**WHAT IS BEING ASKED:**
Your answer should be a single number: the count of lines that include the word "index".

**AVAILABLE RECORDS:**
========

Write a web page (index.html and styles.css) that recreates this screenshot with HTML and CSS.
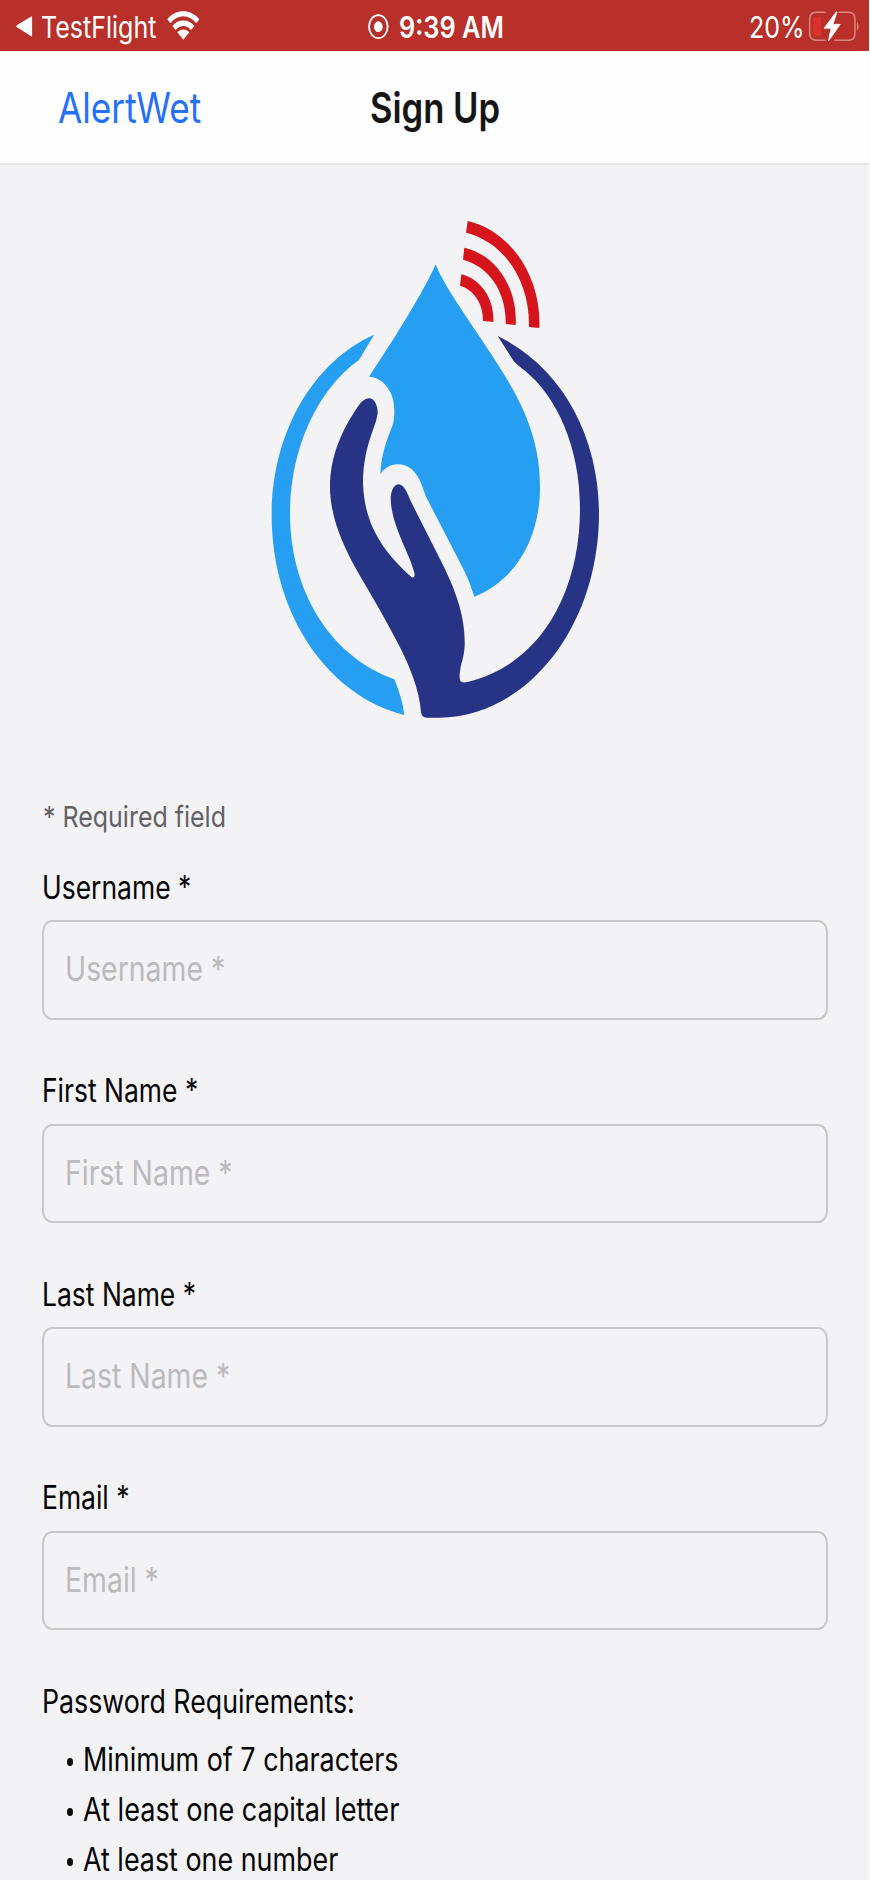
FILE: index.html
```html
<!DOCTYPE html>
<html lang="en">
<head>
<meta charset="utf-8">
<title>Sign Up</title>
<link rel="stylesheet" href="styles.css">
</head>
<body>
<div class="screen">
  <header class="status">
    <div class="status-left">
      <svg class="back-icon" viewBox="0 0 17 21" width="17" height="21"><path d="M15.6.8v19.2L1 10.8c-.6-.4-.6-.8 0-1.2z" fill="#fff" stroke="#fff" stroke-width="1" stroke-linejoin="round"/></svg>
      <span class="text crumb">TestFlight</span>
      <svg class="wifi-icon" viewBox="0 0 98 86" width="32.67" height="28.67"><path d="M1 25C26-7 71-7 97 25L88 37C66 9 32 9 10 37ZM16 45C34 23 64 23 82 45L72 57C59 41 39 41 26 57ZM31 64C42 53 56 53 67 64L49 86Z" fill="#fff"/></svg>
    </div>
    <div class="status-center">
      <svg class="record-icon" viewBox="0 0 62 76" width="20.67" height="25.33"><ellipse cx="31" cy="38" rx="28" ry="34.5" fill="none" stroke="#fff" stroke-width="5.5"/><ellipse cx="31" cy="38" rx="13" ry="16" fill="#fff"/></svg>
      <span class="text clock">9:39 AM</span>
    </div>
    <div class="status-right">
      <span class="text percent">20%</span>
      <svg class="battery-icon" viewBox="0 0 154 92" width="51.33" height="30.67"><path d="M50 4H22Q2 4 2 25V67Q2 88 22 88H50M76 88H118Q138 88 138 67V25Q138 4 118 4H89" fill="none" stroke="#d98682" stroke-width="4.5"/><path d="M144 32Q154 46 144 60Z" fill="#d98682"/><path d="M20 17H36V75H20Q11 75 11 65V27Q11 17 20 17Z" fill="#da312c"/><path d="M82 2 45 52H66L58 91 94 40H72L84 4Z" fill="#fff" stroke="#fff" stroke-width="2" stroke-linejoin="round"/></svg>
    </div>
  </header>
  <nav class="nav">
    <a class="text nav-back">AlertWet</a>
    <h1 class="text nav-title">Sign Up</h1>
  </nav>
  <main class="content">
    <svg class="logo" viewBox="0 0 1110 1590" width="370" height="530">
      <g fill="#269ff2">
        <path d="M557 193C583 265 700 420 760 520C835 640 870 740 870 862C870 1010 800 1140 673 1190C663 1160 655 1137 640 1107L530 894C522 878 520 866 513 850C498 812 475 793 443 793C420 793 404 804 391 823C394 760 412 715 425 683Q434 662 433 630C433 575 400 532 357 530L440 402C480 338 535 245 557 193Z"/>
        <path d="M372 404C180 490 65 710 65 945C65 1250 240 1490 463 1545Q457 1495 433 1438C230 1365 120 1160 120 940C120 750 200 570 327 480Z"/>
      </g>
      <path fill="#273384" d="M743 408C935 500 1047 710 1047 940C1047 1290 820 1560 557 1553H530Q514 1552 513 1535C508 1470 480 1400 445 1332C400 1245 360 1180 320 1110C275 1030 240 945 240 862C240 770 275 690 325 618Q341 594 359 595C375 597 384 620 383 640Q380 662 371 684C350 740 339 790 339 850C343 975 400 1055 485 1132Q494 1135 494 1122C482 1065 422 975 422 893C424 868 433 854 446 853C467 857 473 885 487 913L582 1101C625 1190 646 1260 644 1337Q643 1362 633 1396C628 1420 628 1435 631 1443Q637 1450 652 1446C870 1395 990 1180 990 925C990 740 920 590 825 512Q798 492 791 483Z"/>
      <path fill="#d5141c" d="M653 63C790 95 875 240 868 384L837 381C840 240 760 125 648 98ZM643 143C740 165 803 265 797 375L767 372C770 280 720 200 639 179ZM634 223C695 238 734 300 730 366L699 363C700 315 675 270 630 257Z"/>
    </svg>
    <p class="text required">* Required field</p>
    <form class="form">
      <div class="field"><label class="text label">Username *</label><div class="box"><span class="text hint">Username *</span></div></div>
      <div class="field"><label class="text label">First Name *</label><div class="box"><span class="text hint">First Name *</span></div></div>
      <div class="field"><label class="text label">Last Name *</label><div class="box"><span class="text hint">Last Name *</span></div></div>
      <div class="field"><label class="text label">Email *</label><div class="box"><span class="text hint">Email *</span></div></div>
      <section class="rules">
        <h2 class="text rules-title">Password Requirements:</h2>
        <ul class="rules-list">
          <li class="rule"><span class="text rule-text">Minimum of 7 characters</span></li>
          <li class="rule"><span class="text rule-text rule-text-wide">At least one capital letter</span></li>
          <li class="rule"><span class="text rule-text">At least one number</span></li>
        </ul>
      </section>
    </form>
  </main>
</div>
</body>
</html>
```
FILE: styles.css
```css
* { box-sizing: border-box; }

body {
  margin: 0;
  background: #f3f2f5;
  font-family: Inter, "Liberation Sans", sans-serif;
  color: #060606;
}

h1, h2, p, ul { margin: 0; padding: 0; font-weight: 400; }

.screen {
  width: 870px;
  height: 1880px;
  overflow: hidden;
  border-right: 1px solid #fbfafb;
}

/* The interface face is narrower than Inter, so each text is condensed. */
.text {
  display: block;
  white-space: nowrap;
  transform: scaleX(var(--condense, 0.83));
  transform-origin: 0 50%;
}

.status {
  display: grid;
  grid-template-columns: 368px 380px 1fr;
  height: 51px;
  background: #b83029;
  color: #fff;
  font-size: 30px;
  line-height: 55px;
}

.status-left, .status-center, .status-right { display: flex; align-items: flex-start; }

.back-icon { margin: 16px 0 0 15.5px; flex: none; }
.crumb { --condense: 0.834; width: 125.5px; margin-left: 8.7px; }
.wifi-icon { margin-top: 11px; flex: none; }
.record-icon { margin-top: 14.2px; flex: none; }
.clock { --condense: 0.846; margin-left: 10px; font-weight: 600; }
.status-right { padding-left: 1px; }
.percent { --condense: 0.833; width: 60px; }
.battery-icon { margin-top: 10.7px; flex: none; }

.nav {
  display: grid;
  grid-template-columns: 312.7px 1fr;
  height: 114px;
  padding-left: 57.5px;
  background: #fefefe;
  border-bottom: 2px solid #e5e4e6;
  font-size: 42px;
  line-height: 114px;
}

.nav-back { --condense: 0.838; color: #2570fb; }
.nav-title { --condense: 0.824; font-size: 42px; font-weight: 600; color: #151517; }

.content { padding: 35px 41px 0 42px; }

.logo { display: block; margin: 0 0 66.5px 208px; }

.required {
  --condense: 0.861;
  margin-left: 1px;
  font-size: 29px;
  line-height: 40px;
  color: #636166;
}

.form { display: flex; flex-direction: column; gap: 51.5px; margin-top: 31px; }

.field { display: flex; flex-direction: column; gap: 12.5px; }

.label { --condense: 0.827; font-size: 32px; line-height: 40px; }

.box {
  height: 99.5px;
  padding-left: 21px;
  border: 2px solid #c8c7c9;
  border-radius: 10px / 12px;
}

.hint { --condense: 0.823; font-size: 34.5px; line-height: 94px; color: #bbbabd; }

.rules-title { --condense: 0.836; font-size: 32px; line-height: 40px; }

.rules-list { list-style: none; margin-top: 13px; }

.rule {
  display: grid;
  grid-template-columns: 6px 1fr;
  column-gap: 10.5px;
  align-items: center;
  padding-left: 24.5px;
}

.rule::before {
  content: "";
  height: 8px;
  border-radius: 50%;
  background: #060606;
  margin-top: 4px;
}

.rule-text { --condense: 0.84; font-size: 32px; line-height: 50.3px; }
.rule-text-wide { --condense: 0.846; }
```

========

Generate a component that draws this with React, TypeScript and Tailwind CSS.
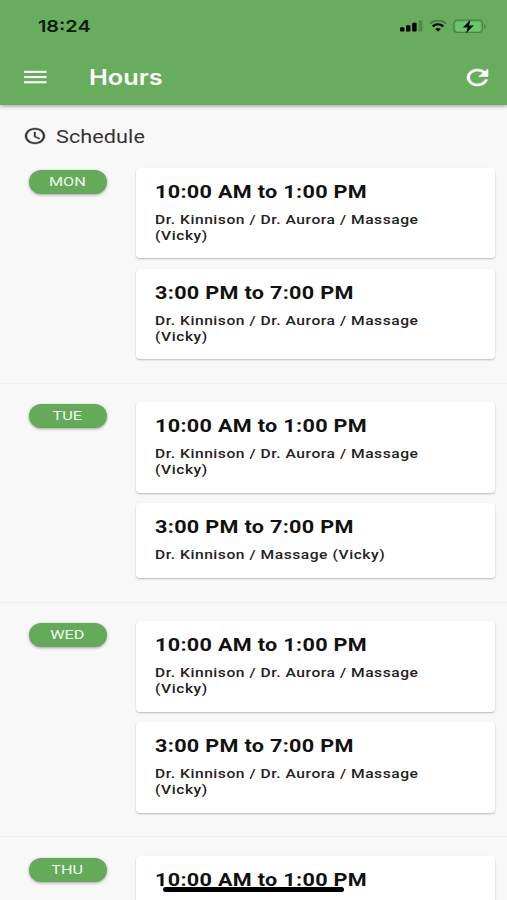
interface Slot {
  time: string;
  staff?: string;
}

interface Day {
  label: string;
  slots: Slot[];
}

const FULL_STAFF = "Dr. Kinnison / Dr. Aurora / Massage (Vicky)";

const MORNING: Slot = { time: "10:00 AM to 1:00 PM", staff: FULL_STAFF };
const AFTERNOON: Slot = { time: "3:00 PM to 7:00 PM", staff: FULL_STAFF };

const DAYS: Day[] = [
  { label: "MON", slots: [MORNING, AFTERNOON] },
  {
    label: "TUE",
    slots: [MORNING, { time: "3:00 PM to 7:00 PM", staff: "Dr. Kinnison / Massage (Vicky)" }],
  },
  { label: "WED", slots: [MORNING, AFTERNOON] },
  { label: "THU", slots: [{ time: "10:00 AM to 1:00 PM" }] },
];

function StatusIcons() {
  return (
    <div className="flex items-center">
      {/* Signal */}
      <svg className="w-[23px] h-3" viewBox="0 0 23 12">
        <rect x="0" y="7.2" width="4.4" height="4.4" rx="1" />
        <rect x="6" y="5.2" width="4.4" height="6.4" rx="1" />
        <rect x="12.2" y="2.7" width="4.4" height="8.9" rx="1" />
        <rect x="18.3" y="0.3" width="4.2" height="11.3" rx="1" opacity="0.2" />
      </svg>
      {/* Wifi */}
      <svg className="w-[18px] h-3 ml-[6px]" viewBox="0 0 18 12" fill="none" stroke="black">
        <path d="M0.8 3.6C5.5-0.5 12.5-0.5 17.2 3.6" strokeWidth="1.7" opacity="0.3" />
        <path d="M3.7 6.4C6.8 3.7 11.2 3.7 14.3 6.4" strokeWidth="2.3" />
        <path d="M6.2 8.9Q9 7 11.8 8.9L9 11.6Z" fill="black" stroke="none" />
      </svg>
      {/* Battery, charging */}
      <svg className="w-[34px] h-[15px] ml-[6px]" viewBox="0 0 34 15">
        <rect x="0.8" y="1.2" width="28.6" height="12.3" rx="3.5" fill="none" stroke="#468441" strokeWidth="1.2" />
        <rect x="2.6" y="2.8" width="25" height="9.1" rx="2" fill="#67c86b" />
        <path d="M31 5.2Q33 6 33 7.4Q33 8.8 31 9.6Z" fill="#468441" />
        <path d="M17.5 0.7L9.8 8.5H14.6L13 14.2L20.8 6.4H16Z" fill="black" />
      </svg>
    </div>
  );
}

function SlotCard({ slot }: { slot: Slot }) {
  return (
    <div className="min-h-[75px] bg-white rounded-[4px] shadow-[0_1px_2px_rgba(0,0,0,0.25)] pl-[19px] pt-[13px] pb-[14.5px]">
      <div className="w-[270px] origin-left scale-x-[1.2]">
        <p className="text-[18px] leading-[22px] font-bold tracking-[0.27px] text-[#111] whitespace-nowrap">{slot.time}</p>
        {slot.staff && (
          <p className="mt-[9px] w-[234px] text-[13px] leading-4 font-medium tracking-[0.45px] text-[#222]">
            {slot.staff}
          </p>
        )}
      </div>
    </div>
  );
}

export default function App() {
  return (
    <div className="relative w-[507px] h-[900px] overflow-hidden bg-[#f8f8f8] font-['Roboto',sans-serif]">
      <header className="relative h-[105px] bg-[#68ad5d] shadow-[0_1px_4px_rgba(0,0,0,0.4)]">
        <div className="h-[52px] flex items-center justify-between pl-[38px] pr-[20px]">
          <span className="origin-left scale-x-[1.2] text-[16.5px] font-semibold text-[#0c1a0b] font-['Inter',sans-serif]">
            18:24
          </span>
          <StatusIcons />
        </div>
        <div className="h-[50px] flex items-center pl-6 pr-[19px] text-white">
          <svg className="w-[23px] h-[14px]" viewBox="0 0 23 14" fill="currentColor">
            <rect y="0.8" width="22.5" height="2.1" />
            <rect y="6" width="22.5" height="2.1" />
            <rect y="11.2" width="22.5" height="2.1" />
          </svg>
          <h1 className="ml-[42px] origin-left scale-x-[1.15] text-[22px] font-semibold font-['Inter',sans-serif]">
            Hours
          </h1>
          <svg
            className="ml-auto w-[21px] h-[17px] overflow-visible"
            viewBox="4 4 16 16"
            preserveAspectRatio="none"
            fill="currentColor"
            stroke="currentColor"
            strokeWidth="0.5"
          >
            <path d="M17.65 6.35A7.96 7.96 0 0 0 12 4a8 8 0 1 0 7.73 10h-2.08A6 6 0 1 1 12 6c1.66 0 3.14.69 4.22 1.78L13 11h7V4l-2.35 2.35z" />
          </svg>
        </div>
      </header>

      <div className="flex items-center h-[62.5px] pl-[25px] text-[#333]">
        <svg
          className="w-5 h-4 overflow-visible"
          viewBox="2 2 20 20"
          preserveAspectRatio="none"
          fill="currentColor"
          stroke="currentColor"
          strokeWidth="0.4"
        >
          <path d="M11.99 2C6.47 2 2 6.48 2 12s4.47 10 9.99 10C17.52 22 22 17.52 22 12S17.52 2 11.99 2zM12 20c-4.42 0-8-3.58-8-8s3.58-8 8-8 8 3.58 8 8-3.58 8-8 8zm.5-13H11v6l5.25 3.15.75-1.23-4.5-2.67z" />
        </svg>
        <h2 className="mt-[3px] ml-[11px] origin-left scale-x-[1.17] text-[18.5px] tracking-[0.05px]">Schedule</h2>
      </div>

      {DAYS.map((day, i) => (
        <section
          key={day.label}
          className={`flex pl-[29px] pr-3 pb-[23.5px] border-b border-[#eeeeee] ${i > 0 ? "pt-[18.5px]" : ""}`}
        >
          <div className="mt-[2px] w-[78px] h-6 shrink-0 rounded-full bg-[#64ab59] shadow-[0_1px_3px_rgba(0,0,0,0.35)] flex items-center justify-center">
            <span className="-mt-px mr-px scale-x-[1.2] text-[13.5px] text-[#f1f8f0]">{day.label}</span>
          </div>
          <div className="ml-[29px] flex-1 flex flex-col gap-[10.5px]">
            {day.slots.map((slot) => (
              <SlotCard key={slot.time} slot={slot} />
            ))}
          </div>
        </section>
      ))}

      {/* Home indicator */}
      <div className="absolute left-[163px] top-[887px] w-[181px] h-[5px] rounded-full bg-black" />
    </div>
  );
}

========

**EXERCISE ANSWER:**
2